■ REQUIRED WORK:
In the records that follow, locate every line with "this" and extract it.

■ EXCERPTED DATA:
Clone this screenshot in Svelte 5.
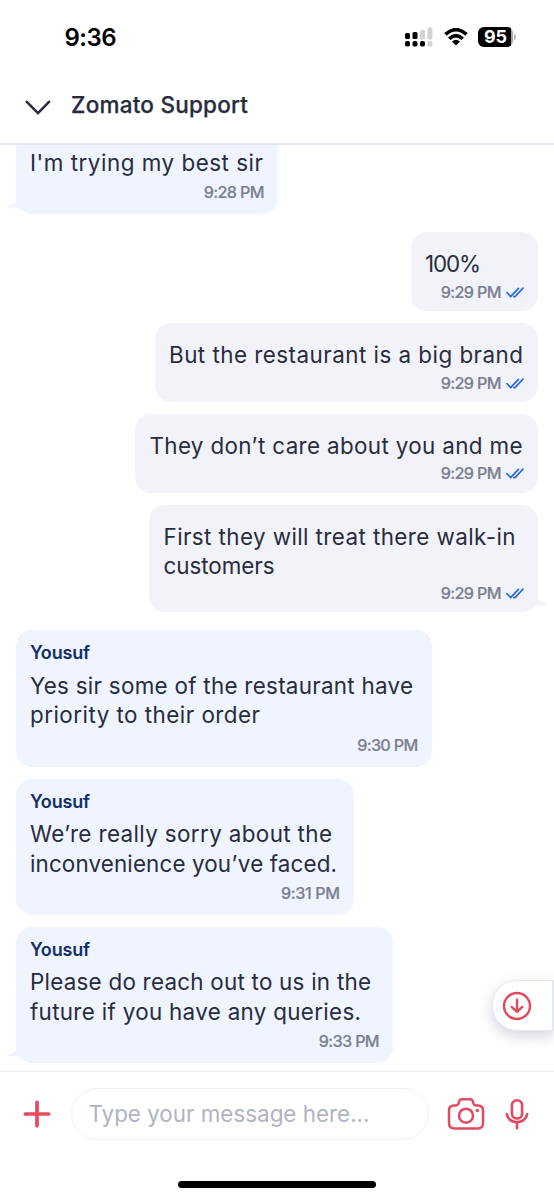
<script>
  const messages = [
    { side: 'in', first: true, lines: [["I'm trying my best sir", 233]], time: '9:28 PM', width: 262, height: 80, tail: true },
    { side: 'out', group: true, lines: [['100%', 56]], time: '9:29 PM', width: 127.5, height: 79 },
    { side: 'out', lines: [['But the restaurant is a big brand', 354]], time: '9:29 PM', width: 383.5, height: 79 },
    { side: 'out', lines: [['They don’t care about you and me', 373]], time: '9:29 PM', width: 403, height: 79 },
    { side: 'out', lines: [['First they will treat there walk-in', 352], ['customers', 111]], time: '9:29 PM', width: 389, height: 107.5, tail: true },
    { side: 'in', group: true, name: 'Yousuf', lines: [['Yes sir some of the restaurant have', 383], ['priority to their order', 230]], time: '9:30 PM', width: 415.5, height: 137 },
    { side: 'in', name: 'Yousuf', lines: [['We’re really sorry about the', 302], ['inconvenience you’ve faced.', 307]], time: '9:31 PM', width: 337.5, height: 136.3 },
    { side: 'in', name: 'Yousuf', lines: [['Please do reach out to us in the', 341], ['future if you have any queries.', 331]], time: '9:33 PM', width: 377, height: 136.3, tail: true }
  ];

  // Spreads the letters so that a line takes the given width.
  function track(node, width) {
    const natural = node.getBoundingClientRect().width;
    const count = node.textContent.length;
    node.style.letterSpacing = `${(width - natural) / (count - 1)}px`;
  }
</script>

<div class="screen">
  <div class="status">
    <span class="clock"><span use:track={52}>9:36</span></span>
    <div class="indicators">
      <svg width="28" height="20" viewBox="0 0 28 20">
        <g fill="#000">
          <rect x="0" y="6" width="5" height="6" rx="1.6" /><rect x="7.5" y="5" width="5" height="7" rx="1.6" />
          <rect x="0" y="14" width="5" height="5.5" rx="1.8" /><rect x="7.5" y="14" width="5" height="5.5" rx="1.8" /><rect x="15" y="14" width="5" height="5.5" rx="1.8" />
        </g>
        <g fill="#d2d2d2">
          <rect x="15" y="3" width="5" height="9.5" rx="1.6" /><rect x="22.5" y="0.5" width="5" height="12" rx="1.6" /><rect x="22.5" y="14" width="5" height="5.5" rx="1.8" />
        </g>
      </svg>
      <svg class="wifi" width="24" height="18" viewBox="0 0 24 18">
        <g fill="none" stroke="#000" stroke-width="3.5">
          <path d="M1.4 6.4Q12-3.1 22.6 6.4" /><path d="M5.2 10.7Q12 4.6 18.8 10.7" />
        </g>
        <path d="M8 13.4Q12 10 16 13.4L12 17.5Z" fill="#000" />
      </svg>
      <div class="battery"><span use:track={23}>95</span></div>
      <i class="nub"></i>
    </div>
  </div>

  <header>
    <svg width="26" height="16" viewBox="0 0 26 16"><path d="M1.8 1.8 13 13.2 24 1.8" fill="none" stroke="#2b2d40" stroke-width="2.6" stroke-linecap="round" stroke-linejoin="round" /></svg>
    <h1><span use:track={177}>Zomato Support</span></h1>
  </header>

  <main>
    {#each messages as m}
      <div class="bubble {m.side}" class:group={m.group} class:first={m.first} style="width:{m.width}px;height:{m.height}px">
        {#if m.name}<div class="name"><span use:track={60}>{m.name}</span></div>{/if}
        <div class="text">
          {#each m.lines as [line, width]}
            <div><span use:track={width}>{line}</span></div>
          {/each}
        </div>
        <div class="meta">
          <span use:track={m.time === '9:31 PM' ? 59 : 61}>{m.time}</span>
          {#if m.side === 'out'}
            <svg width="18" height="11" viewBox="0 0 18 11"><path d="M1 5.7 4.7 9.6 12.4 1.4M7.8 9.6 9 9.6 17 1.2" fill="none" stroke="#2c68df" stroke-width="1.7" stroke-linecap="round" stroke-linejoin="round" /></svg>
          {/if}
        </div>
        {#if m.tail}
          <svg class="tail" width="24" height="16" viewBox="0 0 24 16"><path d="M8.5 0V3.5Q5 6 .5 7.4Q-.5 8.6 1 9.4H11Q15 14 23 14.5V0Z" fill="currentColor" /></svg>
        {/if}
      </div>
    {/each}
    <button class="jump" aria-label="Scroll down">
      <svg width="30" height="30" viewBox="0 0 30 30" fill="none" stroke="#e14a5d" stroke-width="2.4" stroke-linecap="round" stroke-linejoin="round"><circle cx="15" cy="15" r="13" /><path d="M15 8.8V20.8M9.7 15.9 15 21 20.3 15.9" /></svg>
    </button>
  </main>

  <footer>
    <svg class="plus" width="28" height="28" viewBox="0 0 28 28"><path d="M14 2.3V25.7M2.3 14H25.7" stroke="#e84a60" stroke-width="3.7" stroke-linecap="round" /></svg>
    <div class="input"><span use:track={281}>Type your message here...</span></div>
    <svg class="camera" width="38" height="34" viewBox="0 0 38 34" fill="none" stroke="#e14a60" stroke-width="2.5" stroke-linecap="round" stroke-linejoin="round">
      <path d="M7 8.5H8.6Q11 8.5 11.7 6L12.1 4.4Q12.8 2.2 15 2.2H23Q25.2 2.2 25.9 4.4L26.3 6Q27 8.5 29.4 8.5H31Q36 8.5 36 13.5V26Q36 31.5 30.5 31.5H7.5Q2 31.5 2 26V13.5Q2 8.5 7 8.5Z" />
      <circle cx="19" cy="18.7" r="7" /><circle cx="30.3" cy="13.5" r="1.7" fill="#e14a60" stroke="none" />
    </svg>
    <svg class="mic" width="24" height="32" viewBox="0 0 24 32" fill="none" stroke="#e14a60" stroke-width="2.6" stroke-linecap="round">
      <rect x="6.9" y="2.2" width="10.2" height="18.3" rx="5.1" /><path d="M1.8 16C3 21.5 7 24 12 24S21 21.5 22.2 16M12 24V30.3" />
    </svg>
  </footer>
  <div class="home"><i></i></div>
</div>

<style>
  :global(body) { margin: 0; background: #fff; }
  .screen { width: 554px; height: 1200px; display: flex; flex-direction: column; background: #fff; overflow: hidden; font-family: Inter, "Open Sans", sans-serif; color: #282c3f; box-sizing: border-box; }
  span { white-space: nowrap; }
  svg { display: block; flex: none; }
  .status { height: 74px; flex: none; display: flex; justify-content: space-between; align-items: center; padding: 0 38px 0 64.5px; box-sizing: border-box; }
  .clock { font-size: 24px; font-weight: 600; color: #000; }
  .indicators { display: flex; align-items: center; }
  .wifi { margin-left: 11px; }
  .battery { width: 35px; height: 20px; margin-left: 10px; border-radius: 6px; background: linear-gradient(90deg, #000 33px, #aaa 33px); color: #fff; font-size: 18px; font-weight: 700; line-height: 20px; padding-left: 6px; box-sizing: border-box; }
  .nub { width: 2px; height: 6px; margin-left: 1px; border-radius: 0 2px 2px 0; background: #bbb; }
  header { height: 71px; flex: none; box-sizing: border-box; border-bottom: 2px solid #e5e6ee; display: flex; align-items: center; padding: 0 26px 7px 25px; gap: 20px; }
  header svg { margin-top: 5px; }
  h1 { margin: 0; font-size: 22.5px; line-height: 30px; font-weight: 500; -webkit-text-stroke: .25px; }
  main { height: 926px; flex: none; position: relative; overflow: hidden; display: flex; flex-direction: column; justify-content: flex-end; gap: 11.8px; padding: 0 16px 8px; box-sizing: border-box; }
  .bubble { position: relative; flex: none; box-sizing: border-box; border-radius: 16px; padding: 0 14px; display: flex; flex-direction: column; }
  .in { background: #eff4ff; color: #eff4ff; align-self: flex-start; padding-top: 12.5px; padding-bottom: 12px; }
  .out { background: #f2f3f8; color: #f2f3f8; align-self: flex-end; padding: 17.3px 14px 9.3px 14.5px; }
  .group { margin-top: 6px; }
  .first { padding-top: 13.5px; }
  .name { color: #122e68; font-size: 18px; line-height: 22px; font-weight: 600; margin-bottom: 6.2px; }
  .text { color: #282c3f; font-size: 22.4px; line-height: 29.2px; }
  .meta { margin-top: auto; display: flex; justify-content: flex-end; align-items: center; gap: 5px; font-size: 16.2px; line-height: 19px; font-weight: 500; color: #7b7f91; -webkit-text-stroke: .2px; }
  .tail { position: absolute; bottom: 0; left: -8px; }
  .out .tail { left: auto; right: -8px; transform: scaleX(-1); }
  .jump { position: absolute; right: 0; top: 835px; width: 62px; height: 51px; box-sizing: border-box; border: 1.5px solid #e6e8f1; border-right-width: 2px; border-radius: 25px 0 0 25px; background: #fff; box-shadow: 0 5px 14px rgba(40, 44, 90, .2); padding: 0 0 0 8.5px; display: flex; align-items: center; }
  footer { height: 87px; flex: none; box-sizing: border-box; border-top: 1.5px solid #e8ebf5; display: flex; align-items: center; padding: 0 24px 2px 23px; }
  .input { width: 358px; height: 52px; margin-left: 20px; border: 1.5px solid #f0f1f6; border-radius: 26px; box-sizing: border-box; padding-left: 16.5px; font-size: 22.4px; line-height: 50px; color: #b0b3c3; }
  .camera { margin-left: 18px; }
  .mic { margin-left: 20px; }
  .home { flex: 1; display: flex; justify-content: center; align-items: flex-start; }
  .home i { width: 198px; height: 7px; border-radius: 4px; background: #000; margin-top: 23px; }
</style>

==

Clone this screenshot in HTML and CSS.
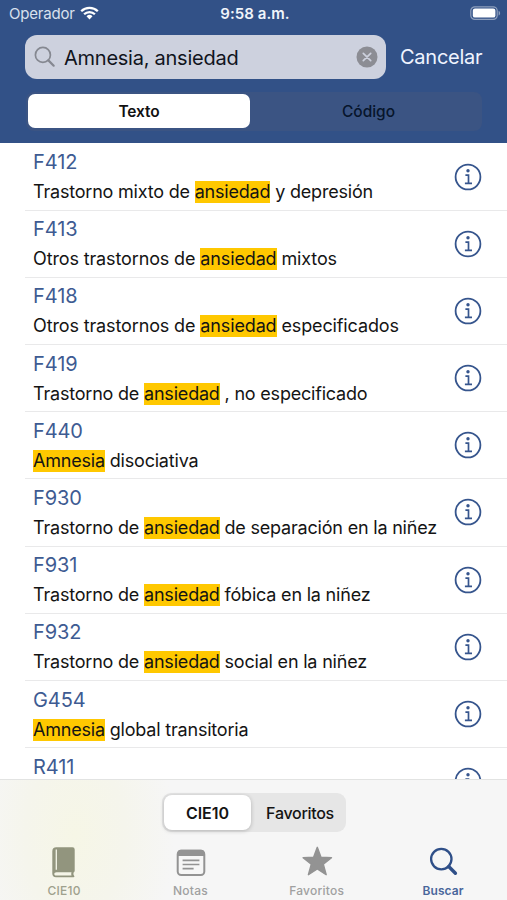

---

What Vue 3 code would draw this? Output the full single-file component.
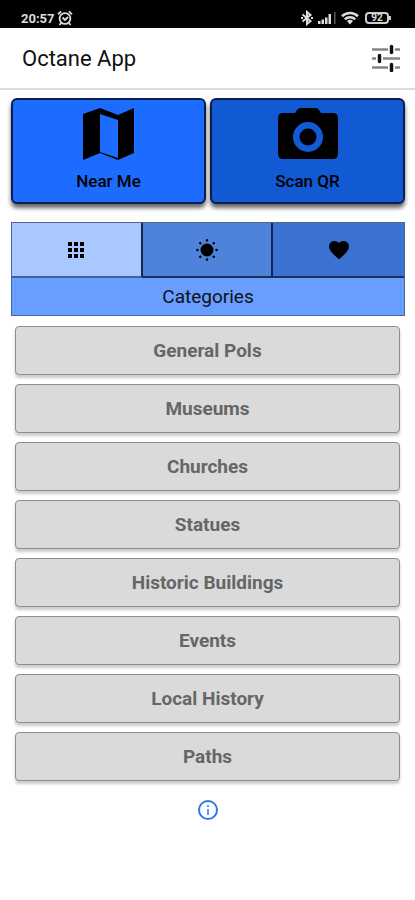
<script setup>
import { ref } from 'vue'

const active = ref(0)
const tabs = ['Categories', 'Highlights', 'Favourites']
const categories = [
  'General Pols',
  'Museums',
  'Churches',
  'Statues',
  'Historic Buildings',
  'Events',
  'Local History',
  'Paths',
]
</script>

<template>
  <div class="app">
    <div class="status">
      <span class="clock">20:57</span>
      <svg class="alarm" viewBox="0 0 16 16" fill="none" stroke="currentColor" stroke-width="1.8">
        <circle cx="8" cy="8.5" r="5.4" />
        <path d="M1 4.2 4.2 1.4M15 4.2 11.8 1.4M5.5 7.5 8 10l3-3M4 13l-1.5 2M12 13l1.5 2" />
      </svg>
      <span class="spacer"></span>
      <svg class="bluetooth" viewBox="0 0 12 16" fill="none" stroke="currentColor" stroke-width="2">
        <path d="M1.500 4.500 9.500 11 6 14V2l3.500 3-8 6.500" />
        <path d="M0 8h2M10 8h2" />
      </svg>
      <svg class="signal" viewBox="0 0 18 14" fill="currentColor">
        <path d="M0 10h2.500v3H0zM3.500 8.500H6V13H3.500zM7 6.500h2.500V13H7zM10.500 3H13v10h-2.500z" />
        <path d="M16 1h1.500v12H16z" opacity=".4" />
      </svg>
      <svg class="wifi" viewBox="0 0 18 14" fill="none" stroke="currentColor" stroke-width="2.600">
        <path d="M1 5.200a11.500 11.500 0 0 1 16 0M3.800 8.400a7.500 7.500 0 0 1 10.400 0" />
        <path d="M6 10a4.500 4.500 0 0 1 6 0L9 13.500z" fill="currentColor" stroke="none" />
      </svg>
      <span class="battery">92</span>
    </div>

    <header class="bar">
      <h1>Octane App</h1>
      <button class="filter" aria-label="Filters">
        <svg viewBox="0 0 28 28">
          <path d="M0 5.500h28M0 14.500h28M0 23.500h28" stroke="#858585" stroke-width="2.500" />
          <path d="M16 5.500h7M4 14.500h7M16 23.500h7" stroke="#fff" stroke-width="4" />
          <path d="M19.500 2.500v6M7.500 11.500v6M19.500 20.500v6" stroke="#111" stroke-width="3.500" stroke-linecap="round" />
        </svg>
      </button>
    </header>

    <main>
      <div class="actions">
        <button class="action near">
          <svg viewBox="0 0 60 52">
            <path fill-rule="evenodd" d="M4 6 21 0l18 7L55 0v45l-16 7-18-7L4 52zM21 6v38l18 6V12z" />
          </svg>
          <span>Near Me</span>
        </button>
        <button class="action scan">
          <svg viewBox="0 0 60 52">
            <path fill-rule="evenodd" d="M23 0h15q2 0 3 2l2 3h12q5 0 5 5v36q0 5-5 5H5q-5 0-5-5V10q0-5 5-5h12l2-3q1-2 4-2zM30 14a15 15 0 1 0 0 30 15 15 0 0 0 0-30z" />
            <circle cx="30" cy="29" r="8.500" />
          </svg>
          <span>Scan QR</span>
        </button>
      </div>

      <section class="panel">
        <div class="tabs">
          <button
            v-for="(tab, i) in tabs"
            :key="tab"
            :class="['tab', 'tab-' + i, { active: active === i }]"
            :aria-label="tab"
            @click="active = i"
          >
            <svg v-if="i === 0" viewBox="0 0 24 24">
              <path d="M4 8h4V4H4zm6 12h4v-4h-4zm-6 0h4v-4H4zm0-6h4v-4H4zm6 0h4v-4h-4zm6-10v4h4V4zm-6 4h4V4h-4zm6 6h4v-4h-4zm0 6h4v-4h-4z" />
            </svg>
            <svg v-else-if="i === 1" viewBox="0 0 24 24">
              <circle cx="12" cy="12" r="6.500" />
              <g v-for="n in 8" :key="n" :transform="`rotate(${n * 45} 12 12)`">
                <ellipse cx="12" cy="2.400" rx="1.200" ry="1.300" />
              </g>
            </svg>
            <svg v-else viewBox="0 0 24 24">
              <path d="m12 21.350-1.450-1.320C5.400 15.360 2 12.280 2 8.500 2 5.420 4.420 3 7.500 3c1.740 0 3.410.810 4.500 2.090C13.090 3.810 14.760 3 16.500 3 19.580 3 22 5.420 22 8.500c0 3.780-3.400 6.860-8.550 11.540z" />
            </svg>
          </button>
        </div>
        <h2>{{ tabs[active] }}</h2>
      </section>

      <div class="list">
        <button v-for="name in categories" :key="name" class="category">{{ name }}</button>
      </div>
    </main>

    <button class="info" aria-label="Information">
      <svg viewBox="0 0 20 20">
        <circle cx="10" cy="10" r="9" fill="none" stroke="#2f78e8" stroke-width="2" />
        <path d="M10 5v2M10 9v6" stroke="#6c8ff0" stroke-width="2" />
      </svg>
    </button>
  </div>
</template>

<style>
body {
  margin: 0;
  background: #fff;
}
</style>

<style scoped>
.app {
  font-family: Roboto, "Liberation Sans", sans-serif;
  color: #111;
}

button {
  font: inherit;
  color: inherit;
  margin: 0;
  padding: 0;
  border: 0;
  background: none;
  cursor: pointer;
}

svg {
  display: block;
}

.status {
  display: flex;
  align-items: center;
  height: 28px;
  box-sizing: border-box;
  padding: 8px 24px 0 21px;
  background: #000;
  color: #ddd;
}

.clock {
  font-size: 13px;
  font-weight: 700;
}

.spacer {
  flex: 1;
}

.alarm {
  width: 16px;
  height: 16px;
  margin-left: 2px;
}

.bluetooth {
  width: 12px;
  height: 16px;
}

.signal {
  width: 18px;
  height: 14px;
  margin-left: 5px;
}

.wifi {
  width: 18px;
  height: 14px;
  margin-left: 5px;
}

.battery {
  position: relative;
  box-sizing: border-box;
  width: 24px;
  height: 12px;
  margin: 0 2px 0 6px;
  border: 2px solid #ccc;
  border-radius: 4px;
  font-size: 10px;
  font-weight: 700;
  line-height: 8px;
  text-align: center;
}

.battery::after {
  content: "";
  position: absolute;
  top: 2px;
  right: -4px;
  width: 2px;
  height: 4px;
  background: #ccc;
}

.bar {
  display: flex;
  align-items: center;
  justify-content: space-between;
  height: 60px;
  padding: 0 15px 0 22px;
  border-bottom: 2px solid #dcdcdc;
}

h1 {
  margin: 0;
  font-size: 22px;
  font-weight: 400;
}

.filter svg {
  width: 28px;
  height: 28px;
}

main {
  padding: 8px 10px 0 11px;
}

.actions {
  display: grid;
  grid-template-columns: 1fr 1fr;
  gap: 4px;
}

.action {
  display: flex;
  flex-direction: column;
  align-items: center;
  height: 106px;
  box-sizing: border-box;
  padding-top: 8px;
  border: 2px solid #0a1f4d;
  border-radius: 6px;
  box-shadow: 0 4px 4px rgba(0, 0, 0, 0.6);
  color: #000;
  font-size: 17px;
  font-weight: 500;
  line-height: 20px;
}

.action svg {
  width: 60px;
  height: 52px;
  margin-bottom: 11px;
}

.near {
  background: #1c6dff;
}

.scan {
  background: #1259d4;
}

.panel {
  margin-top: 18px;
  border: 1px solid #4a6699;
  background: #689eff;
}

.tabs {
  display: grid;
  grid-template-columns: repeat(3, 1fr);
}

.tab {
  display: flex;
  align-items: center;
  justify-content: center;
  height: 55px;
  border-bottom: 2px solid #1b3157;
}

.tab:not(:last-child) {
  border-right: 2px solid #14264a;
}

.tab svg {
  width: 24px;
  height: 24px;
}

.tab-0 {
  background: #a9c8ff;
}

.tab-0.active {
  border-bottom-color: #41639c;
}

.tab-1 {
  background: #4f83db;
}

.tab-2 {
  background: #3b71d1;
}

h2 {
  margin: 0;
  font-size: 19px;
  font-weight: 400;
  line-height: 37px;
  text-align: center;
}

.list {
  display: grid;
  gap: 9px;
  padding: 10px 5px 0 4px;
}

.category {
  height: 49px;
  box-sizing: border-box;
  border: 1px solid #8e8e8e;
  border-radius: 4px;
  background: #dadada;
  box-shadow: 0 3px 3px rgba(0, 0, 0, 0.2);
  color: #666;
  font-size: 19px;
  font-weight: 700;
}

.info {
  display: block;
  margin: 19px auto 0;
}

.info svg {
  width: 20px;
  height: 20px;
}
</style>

■ OUTPUT OF THE TASK:
Clone this screenshot in Svelte 5.
Clone this screenshot in HTML and CSS.
What Vue 3 code would draw this? Output the full single-file component.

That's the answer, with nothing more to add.